The three-tier hybrid review model emerging as best practice:
- Automated tier: syntax, style, security scanning, test coverage — handled by tooling
- AI-augmented tier: summarization, risk highlighting, pattern detection — handled by AI review agents
- Human expert tier: architecture, business logic, maintainability — handled by senior engineers
Organizations that implement all three tiers report 81% quality improvement rates (Qodo, n=609). Those relying on human review alone report 55%.
The AI TRiSM Connection
Gartner’s AI Trust, Risk and Security Management (AI TRiSM) framework, while designed for AI systems broadly, provides the governance infrastructure layer for code quality:
Four pillars applicable to AI code governance:
-
AI Governance (Visibility & Control): Maintain inventory of all AI coding tools, usage patterns, and risk profiles. Most organizations remain stuck in “governance on paper” — policies exist but runtime enforcement does not (Gartner Market Guide for AI TRiSM, 2025).
-
Runtime Inspection & Enforcement: Monitor AI coding tool activity in production. Detect anomalous patterns — sudden spikes in AI-generated code volume, new tool adoption without approval, data flowing through unsanctioned endpoints.
-
Information Governance: Classify which codebases, repositories, and data sources are permissible AI inputs. Apply access controls based on sensitivity. Track sensitive data usage in AI code generation context.
-
Infrastructure & Stack Controls: Secure API keys, model configurations, and AI agent permissions. Apply zero-trust principles to AI coding infrastructure.

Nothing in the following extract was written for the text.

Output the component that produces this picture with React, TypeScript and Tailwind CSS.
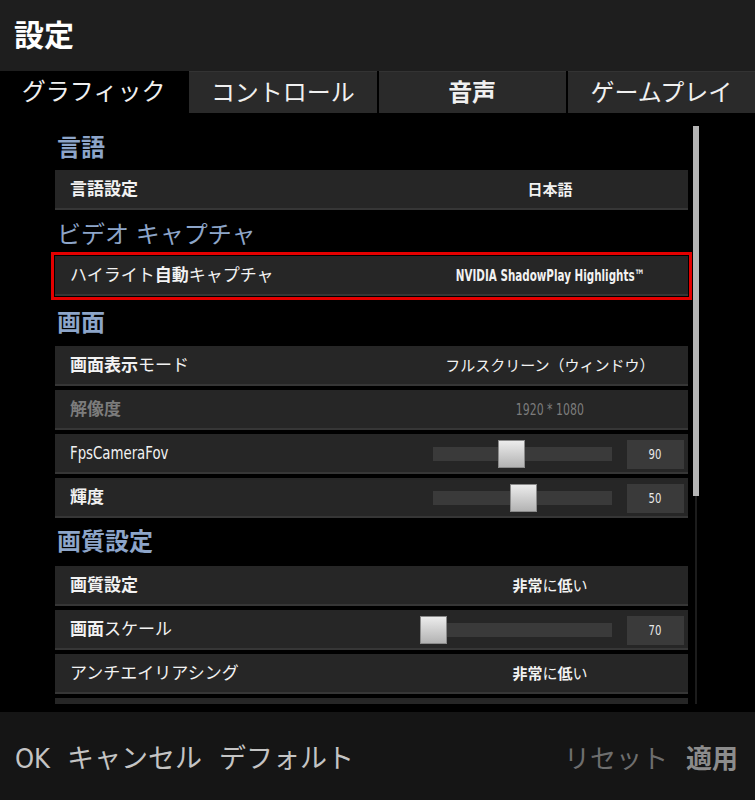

Gartner predicts that organizations operationalizing AI TRiSM will see 50% improvement in AI adoption and user acceptance by 2026. For code quality specifically, this means governance frameworks that work in production — not just in policy documents.
Key Data Points
| Metric | Value | Date | Source | Credibility |
|---|---|---|---|---|
| Production defects from AI oversight gaps | 25% (up from <1% in 2023) | By 2027 | Gartner | Analyst prediction |
| Defect increase from prompt-to-app | 2,500% | By 2028 | Gartner Predicts 2026 | Analyst prediction (worst case) |
| Developers in “high hallucination, low confidence” quadrant | 76.4% | 2025 | Qodo (n=609) | Vendor survey — interpret with caution |
| Developers achieving low hallucination + high confidence | 3.8% | 2025 | Qodo (n=609) | Vendor survey |
| AI suggestions containing factual errors (developer estimate) | 20% (1 in 5) | 2025 | Qodo (n=609) | Self-reported |
| PRs with high-severity issues (score 9-10) | 17% | 2025 | Qodo product data | Vendor data |
| Quality improvement with AI + human review | 81% | 2025 | Qodo (n=609) | Vendor survey |
| Quality improvement with human review only | 55% | 2025 | Qodo (n=609) | Vendor survey |
| Context missed during AI-assisted refactoring | 65% | 2025 | Qodo (n=609) | Vendor survey |
| Enterprise software engineers using AI code assistants | 90% (up from <14%) | By 2028 | Gartner (July 2025) | Analyst projection |
| Engineering workforce requiring upskilling | 80% | Through 2027 | Gartner (October 2024) | Analyst projection |
| Enterprises facing 2x+ AI tool cost overruns | 40% | By 2027 | Gartner Predicts 2026 | Analyst prediction |
| Teams with ensemble AI tools across SDLC — productivity gain | 25-30% | By 2028 | Gartner | Analyst projection |
| AI-generated code with security flaws | ~40% | 2025 | Multiple sources | Varies by study |
What This Means for Your Organization
If your developers are using AI coding tools — and 90% will be by 2028 — you need a code quality governance program that accounts for AI-specific failure modes. Standard SAST scanning and code review processes were built for human-generated code at human pace. They miss the contextual, architectural defects that AI produces, and they cannot scale to the volume AI generates.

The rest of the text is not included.